Rise and Fall of the City of Mahagonny, Royal Opera | reviews, news & interviews
Rise and Fall of the City of Mahagonny, Royal Opera
Rise and Fall of the City of Mahagonny, Royal Opera
Grand designs for an austerity-age opera
"No heckling. No smoking. No making love," read the nifty video projections announcing the rise of the new Mahagonny at the Royal Opera House. Why so coy? Could they not give us a bang for our buck, or even a slow comfortable screw?
But that would be indulgent, too much like fun, or even the "culinary" entertainment of conventional opera disparaged by Bertolt Brecht when he later distanced himself from the performing version of a libretto he had part-written, part-appropriated or rewritten from contemporary sources with the help of an assistant. Director John Fulljames and his team have aimed to keep Brechtian principles ever in view while bringing the imagined location of "Amerika" up to date, though it’s the singers who punch out Jeremy Sams’s new translation with exemplary clarity; there was mostly no need for the surtitles thanks to their efforts, and Mark Wigglesworth’s careful balancing of the large pit band/small orchestra for which Kurt Weill scored his show.
What kind of show would that be? Brecht and Weill called it an opera, they wrote it for opera houses and operatic voices and yet their text and music jab away at both their audience and the pretensions and devices and suspensions they enjoy. Even the opera’s best-known number is brutally subverted here, being sung from the back of a truck by Jenny (Christine Rice, pictured right) while her fellow prostitutes clamber out to ply their trade in the new city of pleasure. Mahagonny’s materfamilias Leokadia Begbick, as costumed by Christina Cunningham and played by Anne Sofie von Otter, is one part Bet Lynch, two parts Jenny Eclair with a dash of White Dee. The best and worst that can be said is that you’d never know it was von Otter under that wig and with such frequent recourse to the microphone. In better vocal estate on the first night was Willard White, playing her right-hand man Trinity Moses as the Samuel L Jackson character that in retrospect seems his inevitable destiny.

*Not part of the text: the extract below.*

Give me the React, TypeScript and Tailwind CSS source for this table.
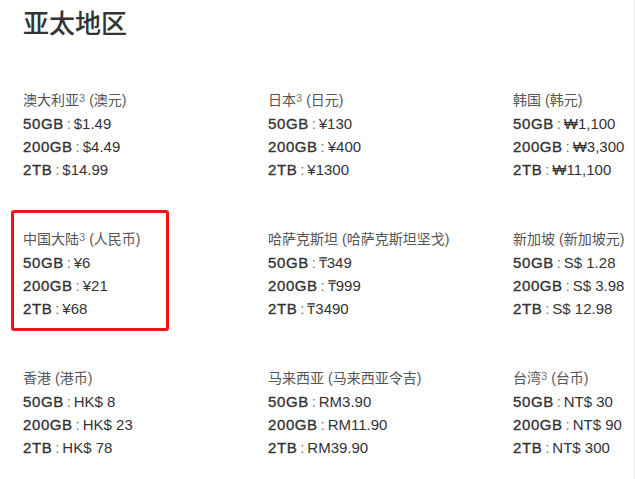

At her left was Peter Hoare’s Fatty, impressively suave throughout.
But the real tenor on stage was Kurt Streit’s commanding anti-hero Jimmy McIntyre. "Make love to me," pleads Jenny. "No, I’m talking here," responds Jimmy in a fairly typical exchange as he lectures the citizens of Mahagonny on the virtues of Nietzchean self-fulfilment, this time delivered from the top of the truck that forms the entire set for Act 1. Those wondering at the interval whether Brecht and Weill needed to look quite so low-rent quickly found out where the budget had gone at the start of Act 2 with another towering Es Devlin spectacular, in gleeful contravention of the scenic austerity prescribed by Brecht and his designer Caspar Neher, built from shipping crates enclosing jazz-bands, whorehouses and the tangle of wires which eventually brings Jimmy’s life to a shocking end. More projections on to their surfaces show the Alaska which Jimmy and his comrades left, and a manifesto of slogans which become more doctrinaire as the piece does: we’re left with a kitsch crucifixion and a lot of shouting, both from the chorus and the staging.
Those of us who want more from our evening at the opera than a lecture on the iniquities of religion, capitalism and man-made climate change could take real pleasure from the subtle evolution of Rice’s Jenny, who seized her moment in Act 2 with smouldering allure and grew with unBrechtian lusciousness into Jimmy’s cynically grieving widow. The mark of the piece, its problem and its relevance is that it hardly seems outrageous now as it did to audiences in 30s Germany: we live with Mahagonny, and strike our own bargains.